5. After receiving packet No.7, the client learns that the next-hop MTU is 1410, so it adjusts the MSS to 1370 (1410-40) and sends packet No.9.
No.9 is 1424 bytes long (1370 + 20 + 20 + 14), and No.11-12 are also 1424 bytes long. Client Seq 230 -> 1600 -> 2970 -> 4340, and Server ACK num 4340 in No.13. So far, PMTU system implementation and data interaction are completed, and the connection is restored to normal.

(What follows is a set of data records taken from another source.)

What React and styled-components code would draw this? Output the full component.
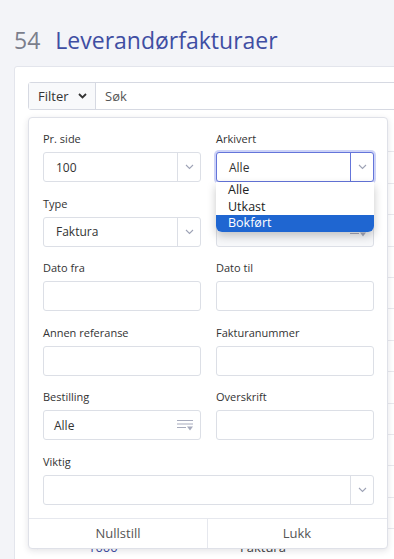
import React from 'react'
import styled, { createGlobalStyle } from 'styled-components'

const GlobalStyle = createGlobalStyle`
    html, body {
        margin: 0;
        height: 100%;
        overflow: hidden;
        background: #f3f4f8;
    }
    body {
        font-family: "Open Sans", "Noto Sans", sans-serif;
        color: #333;
    }
    * { box-sizing: border-box; }
`

const Page = styled.div`
    padding: 24px 0 0 14px;
`

const Title = styled.h1`
    margin: 0 0 10px;
    font-size: 23px;
    font-weight: 400;
    line-height: 32px;
    color: #3f4ea3;
    white-space: nowrap;

    .count {
        color: #7b7e8c;
        margin-right: 15px;
    }
`

const Card = styled.div`
    position: relative;
    width: 400px;
    height: 520px;
    padding: 15px 0 0 13px;
    background: #fff;
    border: 1px solid #e3e5ec;
    border-radius: 3px;
`

const FilterBar = styled.div`
    display: flex;
    height: 28px;
    border: 1px solid #d6d9e2;
    border-radius: 3px;
    font-size: 13px;
`

const FilterButton = styled.div`
    display: flex;
    align-items: center;
    gap: 9px;
    width: 67px;
    padding-left: 9px;
    background: #f8f9fb;
    border-right: 1px solid #d6d9e2;
    color: #333;
`

const Search = styled.div`
    display: flex;
    align-items: center;
    padding-left: 9px;
    color: #555;
`

const Table = styled.div`
    margin-top: 7px;
`

const Row = styled.div`
    display: grid;
    grid-template-columns: 60px 152px 150px 1fr;
    align-items: center;
    height: ${p => (p.$head ? '35.4px' : '31.4px')};
    padding-top: ${p => (p.$head ? 0 : 6)}px;
    border-bottom: 1px solid #e8e9ee;
    font-size: 13px;
`

const Cell = styled.div`
    display: flex;
    align-items: center;
    justify-content: ${p => (p.$end ? 'space-between' : 'flex-start')};
    padding-left: ${p => p.$pad || 0}px;
    padding-right: ${p => (p.$end ? 2 : 0)}px;
    color: ${p => (p.$link ? '#3f4ea3' : '#444')};
`

const Popover = styled.div`
    position: absolute;
    top: 50px;
    left: 13px;
    width: 360px;
    background: #fff;
    border: 1px solid #dfe1e8;
    border-radius: 4px;
    box-shadow: 0 2px 6px rgba(30, 35, 60, 0.12);
`

const Form = styled.div`
    display: grid;
    grid-template-columns: 158px 158px;
    column-gap: 15px;
    row-gap: 13.6px;
    padding: 13px 13px 13px 14px;
`

const Field = styled.div`
    position: relative;
    grid-column: ${p => (p.$wide ? '1 / span 2' : 'auto')};
`

const Label = styled.div`
    height: 16px;
    font-size: 11px;
    line-height: 16px;
    margin-bottom: 5px;
    color: #333;
    white-space: nowrap;
`

const Control = styled.div`
    display: flex;
    align-items: stretch;
    height: 30px;
    background: ${p => (p.$muted ? '#f7f8fa' : '#fff')};
    border: 1px solid ${p => (p.$focus ? '#6475da' : '#dcdfe6')};
    border-radius: 3px;
    box-shadow: ${p => (p.$focus ? '0 0 0 2px rgba(100, 118, 230, 0.32)' : 'none')};
    font-size: 12px;
    color: #333;
`

const Value = styled.div`
    flex: 1;
    display: flex;
    align-items: center;
    padding-left: ${p => p.$pad || 12}px;
`

const Caret = styled.div`
    width: 23px;
    display: flex;
    align-items: center;
    justify-content: center;
    border-left: 1px solid ${p => (p.$focus ? '#6475da' : '#dcdfe6')};
`

const IconSlot = styled.div`
    display: flex;
    align-items: center;
    padding-right: 7px;
`

const Options = styled.div`
    position: absolute;
    top: 100%;
    left: 0;
    right: 0;
    z-index: 2;
    background: #fff;
    border-radius: 0 0 6px 6px;
    box-shadow: 0 4px 10px rgba(0, 0, 0, 0.22);
    overflow: hidden;
    font-size: 12.5px;
`

const Option = styled.div`
    height: 16.7px;
    line-height: 16.7px;
    padding-left: 12px;
    background: ${p => (p.$active ? '#1f66d1' : '#fff')};
    color: ${p => (p.$active ? '#fff' : '#222')};
`

const Footer = styled.div`
    display: grid;
    grid-template-columns: 1fr 1fr;
    height: 30px;
    border-top: 1px solid #e6e8ee;
`

const FooterButton = styled.button`
    border: none;
    background: none;
    font-family: inherit;
    font-size: 13px;
    color: #555;
    border-right: 1px solid ${p => (p.$divider ? '#e6e8ee' : 'transparent')};
`

const Chevron = ({ color = '#9ea3b6', bold }) => (
    <svg width="9" height="6" viewBox="0 0 9 6">
        <polyline points="1,1 4.5,4.5 8,1" fill="none" stroke={color} strokeWidth={bold ? 1.8 : 1.1} />
    </svg>
)

const FilterIcon = () => (
    <svg width="16" height="11" viewBox="0 0 16 11">
        <g fill="#a7abbd">
            <rect x="0" y="0" width="16" height="1" />
            <rect x="0" y="3.5" width="16" height="1" />
            <rect x="0" y="7" width="9" height="1" />
            <polygon points="10,6.5 16,6.5 13,10.5" />
        </g>
    </svg>
)

const SortIcon = () => (
    <svg width="8" height="11" viewBox="0 0 8 11">
        <g fill="#c4c7d2">
            <polygon points="4,0 8,4 0,4" />
            <polygon points="4,11 8,7 0,7" />
        </g>
    </svg>
)

const SelectField = ({ label, value, focus, wide, children }) => (
    <Field $wide={wide}>
        <Label>{label}</Label>
        <Control $focus={focus}>
            <Value>{value}</Value>
            <Caret $focus={focus}><Chevron /></Caret>
        </Control>
        {children}
    </Field>
)

const LookupField = ({ label, value, muted }) => (
    <Field>
        <Label>{label}</Label>
        <Control $muted={muted}>
            <Value $pad={10}>{value}</Value>
            <IconSlot><FilterIcon /></IconSlot>
        </Control>
    </Field>
)

const TextField = ({ label }) => (
    <Field>
        <Label>{label}</Label>
        <Control />
    </Field>
)

const rows = ['1012', '1011', '1010', '1009', '1008', '1007', '1006', '1005', '1004', '1003', '1002', '1001', '1000']

const App = () => {
    return (
        <Page>
            <GlobalStyle />
            <Title><span className="count">54</span>Leverandørfakturaer</Title>
            <Card>
                <FilterBar>
                    <FilterButton>Filter <Chevron color="#333" bold /></FilterButton>
                    <Search>Søk</Search>
                </FilterBar>
                <Table>
                    <Row $head>
                        <Cell />
                        <Cell>Nr.</Cell>
                        <Cell $end>Type <SortIcon /></Cell>
                    </Row>
                    {rows.map(nr => (
                        <Row key={nr}>
                            <Cell $pad={5}><Chevron color="#b5b8c6" /></Cell>
                            <Cell $link>{nr}</Cell>
                            <Cell>Faktura</Cell>
                        </Row>
                    ))}
                </Table>
                <Popover>
                    <Form>
                        <SelectField label="Pr. side" value="100" />
                        <SelectField label="Arkivert" value="Alle" focus>
                            <Options>
                                <Option>Alle</Option>
                                <Option>Utkast</Option>
                                <Option $active>Bokført</Option>
                            </Options>
                        </SelectField>
                        <SelectField label="Type" value="Faktura" />
                        <LookupField label="Leverandør" value="" muted />
                        <TextField label="Dato fra" />
                        <TextField label="Dato til" />
                        <TextField label="Annen referanse" />
                        <TextField label="Fakturanummer" />
                        <LookupField label="Bestilling" value="Alle" />
                        <TextField label="Overskrift" />
                        <SelectField label="Viktig" value="" wide />
                    </Form>
                    <Footer>
                        <FooterButton $divider>Nullstill</FooterButton>
                        <FooterButton>Lukk</FooterButton>
                    </Footer>
                </Popover>
            </Card>
        </Page>
    )
}

export default App
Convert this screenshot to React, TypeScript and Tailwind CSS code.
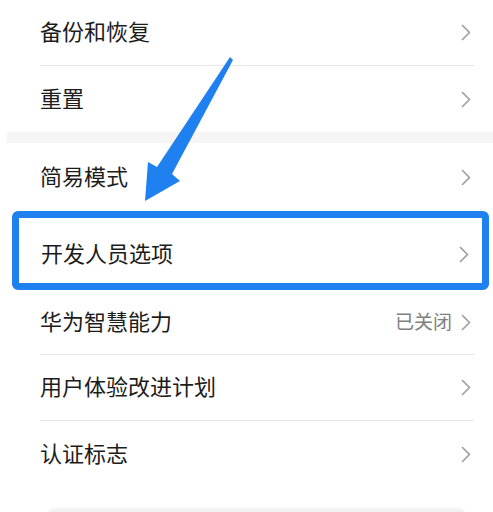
import React from 'react';

const font = { fontFamily: '"Noto Sans CJK SC", "Noto Sans", sans-serif' };

function Chevron() {
  return (
    <svg width="10" height="17" viewBox="0 0 10 17" className="shrink-0">
      <path d="M1.5 1.5 L8.5 8.5 L1.5 15.5" fill="none" stroke="#a0a0a0" strokeWidth="1.7" strokeLinecap="round" strokeLinejoin="round" />
    </svg>
  );
}

function Row({ label, value, height, divider }: { label: string; value?: string; height: string; divider?: boolean }) {
  return (
    <div className={`flex items-center justify-between ml-[40px] mr-[19px] ${height} ${divider ? 'border-b border-[#e6e6e6]' : ''}`}>
      <span className="text-[22px] text-[#1c1c1c] leading-none mb-[5px]">{label}</span>
      <div className="flex items-center gap-[9px] pr-[3px]">
        {value && <span className="text-[19px] text-[#808080] leading-none mb-[4px]">{value}</span>}
        <Chevron />
      </div>
    </div>
  );
}

export default function App() {
  return (
    <div className="relative w-[493px] h-[512px] bg-white overflow-hidden" style={font}>
      {/* first card */}
      <Row label="备份和恢复" height="h-[66px]" divider />
      <Row label="重置" height="h-[66px]" />

      <div className="ml-[7px] h-[11px] bg-[#f5f5f5]" />

      {/* second card */}
      <Row label="简易模式" height="h-[68px]" />

      <div className="ml-[12px] mr-[4px] h-[79px] border-[7px] border-[#1f80f0] rounded-[6px] flex items-center justify-between pl-[22px] pr-[13px] pt-2">
        <span className="text-[22px] text-[#1c1c1c] leading-none mb-[5px]">开发人员选项</span>
        <Chevron />
      </div>

      <Row label="华为智慧能力" value="已关闭" height="h-[65px]" divider />
      <Row label="用户体验改进计划" height="h-[66px]" divider />
      <Row label="认证标志" height="h-[67px]" />

      <div className="mt-[21px] ml-[48px] mr-[28px] h-[6px] rounded-t-full bg-[#f2f2f2] shadow-[0_-1px_3px_rgba(0,0,0,0.05)]" />

      {/* annotation arrow */}
      <svg className="absolute inset-0 pointer-events-none" width="493" height="512" viewBox="0 0 493 512">
        <path d="M230 57 L233 60 L172 174 L180 181 L145 201 L148 162 L157 167 Z" fill="#1f80f0" />
      </svg>
    </div>
  );
}
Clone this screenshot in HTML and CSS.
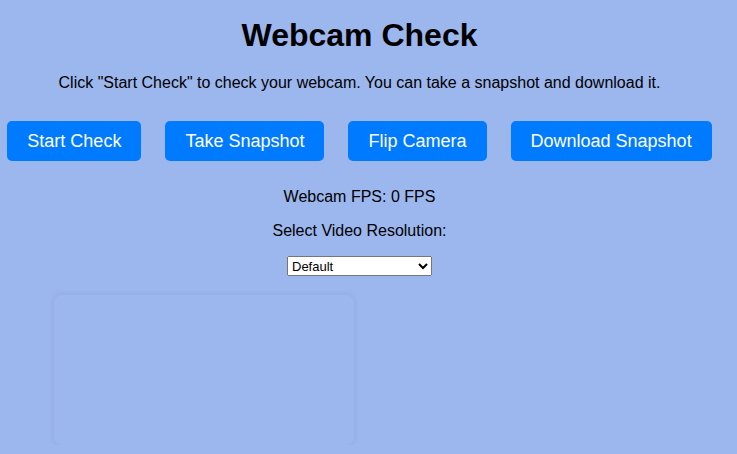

It should be noted that because Client No.6 was not sent to the Server normally due to MTU problems, the Client re-adjusted the data packet according to the new MTU. Wireshark’s judgment logic here is not so smart. It will mistakenly judge No.9 as out of order and No.11 as retransmission due to No.6 Seq. In fact, they are not. You can re-observe by ignoring No.6-7 data packets, as shown below. Everything is normal.
Case summary
In daily work, due to the limitation of MTU, the problems that may arise are far more complicated than imagined, but as long as you master the basic knowledge and principles and deal with them calmly, then the problem will not be a problem.